Er fordert Sanktionen bei Nichteinhaltung der Vorgaben sowie die Einführung einer fixen Steuerhöchstgrenze in der Verfassung. Das BZÖ möchte noch bis Montag um eine Einigung mit der Regierung „ringen“. Aber „wenn man uns ins Boot holen will, müssen die Forderungen erfüllt sein“, machte Bucher klar. Nicht rechnen kann die Regierung zudem mit der Zustimmung der FPÖ. Denn diese fordert im Gegenzug Volksentscheide über den Euro-Rettungsschirm. Es sei schade, dass die Bundesregierung „nicht bereit sei, mit der Opposition über eine Schuldenbremse ernsthaft zu verhandeln“, sagte FPÖ-Chef Heinz-Christian Strache.

Flott ans Werk machen sich nach den Zugeständnissen seitens des Bundes die zuvor widerspenstigen Länder. Der Vorsitzende der Landesfinanzreferenten, David Brenner, kündigte die Schaffung eines Stabilitätsrats der Länder an. Dieser soll aus den neun Landesfinanzreferenten bestehen. Aufgabe des Gremiums wird es sein, darüber zu wachen, dass die Länder ihre Verpflichtungen aus dem Stabilitätspakt erfüllen. Der Stabilitätsrat soll mindestens dreimal pro Jahr tagen, Beschlüsse werden mit Zweidrittelmehrheit gefasst. Zur schnelleren Handlungsfähigkeit wird es ein Exekutivkomitee geben, dem nur der Vorsitzende der Landesfinanzreferenten-Konferenz und zwei weitere Mitglieder (aus unterschiedlichen Parteien) angehören. Das Exekutivkomitee solle rasch einschreiten, wenn Entwicklungen in den Ländern es nötig machen, betonte Brenner.

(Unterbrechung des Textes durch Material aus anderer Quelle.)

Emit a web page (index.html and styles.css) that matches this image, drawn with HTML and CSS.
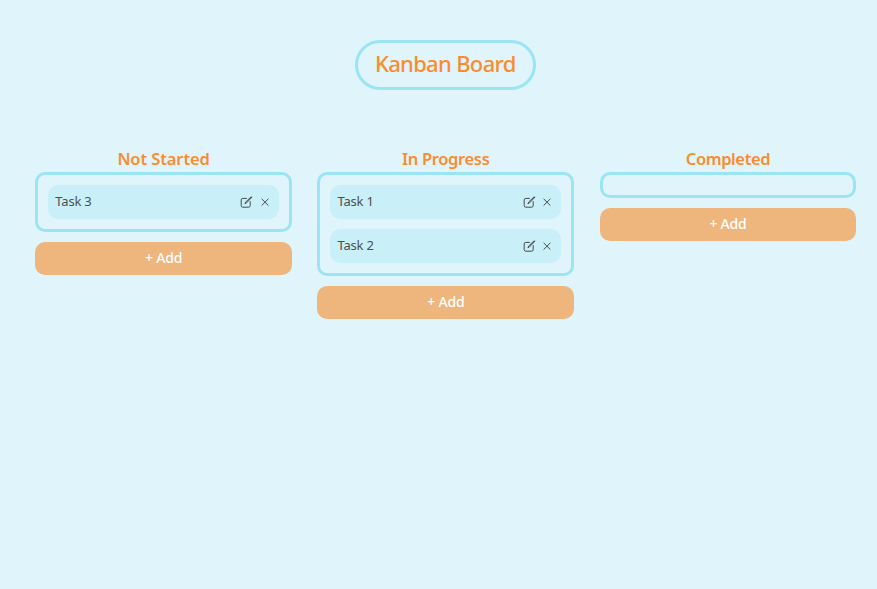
FILE: index.html
```
<!DOCTYPE html>
<html lang="en">
<head>
<meta charset="utf-8">
<title>Kanban Board</title>
<link rel="stylesheet" href="styles.css">
</head>
<body>
<svg class="defs" width="0" height="0">
  <symbol id="edit" viewBox="0 0 14 14"><path d="M7.4 3.4H3.8a1.6 1.6 0 0 0-1.6 1.6v5.6a1.6 1.6 0 0 0 1.6 1.6h5.8a1.6 1.6 0 0 0 1.6-1.6V6.6M6.2 8.5l1.3-.6 5.4-5.7M6.2 8.5l.4-1.4 5.5-5.3"/></symbol>
  <symbol id="close" viewBox="0 0 14 14"><path d="M3.9 4.1l6.2 6.2M10.1 4.1l-6.2 6.2"/></symbol>
</svg>
<header><h1>Kanban Board</h1></header>
<main class="board">
  <section class="column">
    <h2 class="not-started">Not Started</h2>
    <div class="list">
      <div class="task"><span>Task 3</span><svg class="icon"><use href="#edit"/></svg><svg class="icon"><use href="#close"/></svg></div>
    </div>
    <button>+ Add</button>
  </section>
  <section class="column">
    <h2 class="in-progress">In Progress</h2>
    <div class="list">
      <div class="task"><span>Task 1</span><svg class="icon"><use href="#edit"/></svg><svg class="icon"><use href="#close"/></svg></div>
      <div class="task"><span>Task 2</span><svg class="icon"><use href="#edit"/></svg><svg class="icon"><use href="#close"/></svg></div>
    </div>
    <button>+ Add</button>
  </section>
  <section class="column">
    <h2 class="completed">Completed</h2>
    <div class="list"></div>
    <button>+ Add</button>
  </section>
</main>
</body>
</html>
```
FILE: styles.css
```
* { box-sizing: border-box; }
body {
  margin: 0;
  min-height: 589px;
  background: #e0f5fb;
  font-family: "Noto Sans", "Open Sans", sans-serif;
  color: #4b4f50;
}
.defs { display: block; }
header {
  display: flex;
  justify-content: center;
  padding: 39.6px 0 0 13.6px;
}
h1 {
  margin: 0;
  width: 181px;
  height: 50.4px;
  border: 3px solid #9ae4f3;
  border-radius: 26px;
  color: #fb8c2e;
  font-size: 22px;
  font-weight: 500;
  letter-spacing: -0.68px;
  line-height: 41px;
  text-align: center;
  white-space: nowrap;
}
.board {
  display: grid;
  grid-template-columns: repeat(3, 256.6px);
  column-gap: 25.6px;
  align-items: start;
  padding: 58px 0 0 35.3px;
}
.column { display: flex; flex-direction: column; }
h2 {
  margin: 0;
  height: 24.2px;
  color: #fb8c2e;
  font-size: 16.5px;
  font-weight: 600;
  line-height: 21px;
  text-align: center;
}
.not-started { letter-spacing: -0.1px; }
.in-progress { letter-spacing: -0.35px; }
.completed { letter-spacing: -0.4px; }
.list {
  display: flex;
  flex-direction: column;
  gap: 10px;
  min-height: 26px;
  padding: 10px;
  border: 3px solid #9ae4f3;
  border-radius: 10px;
}
.task {
  display: flex;
  align-items: center;
  height: 34px;
  padding: 0 7px;
  border-radius: 10px;
  background: #c9eff8;
  font-size: 13px;
}
.task span {
  flex: 1;
  padding-bottom: 2px;
  letter-spacing: -0.2px;
}
.icon {
  width: 14px;
  height: 14px;
  margin-left: 4.5px;
  fill: none;
  stroke: #454b4d;
  stroke-width: 1;
  stroke-linecap: round;
  stroke-linejoin: round;
}
button {
  margin-top: 10.3px;
  height: 32.5px;
  padding: 0;
  border: 0;
  border-radius: 10px;
  background: #eeb57d;
  color: #fff;
  font: 500 14px/30px "Noto Sans", "Open Sans", sans-serif;
  letter-spacing: -0.2px;
  padding-bottom: 1px;
}
```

ÖVP will zwei Milliarden sparen

Die Schuldenbremse soll ab 2017 gelten und sicherstellen, dass das strukturelle Defizit des Bundes nur mehr maximal 0,35Prozent des Bruttoinlandsprodukts beträgt. Bereits zuvor sind aber Einsparungen nötig. Wegen ungünstiger Wirtschaftsprognosen muss der Bund bereits nächstes Jahr 900Millionen Euro mehr als ursprünglich gedacht einsparen, anderen Berechnungen zufolge sind es sogar 1,4 Milliarden Euro. ÖVP-Chef Michael Spindelegger fordert nun sogar, dass man im nächsten Jahr bereits zwei Milliarden einspart, um beim Defizit deutlich unter die (von der EU gewünschte) Drei-Prozent-Marke zu kommen. Die ÖVP will in den Bereichen ÖBB, Pensionen, Beamten, Verwaltung und dem Gesundheitssystem die Kosten zügeln.

Auf einen Blick

Die Schuldenbremse kann nur dann im Verfassungsrang beschlossen werden, wenn eine Oppositionspartei zustimmt. FPÖ, BZÖ und Grüne sträuben sich aber dagegen und stellen Forderungen.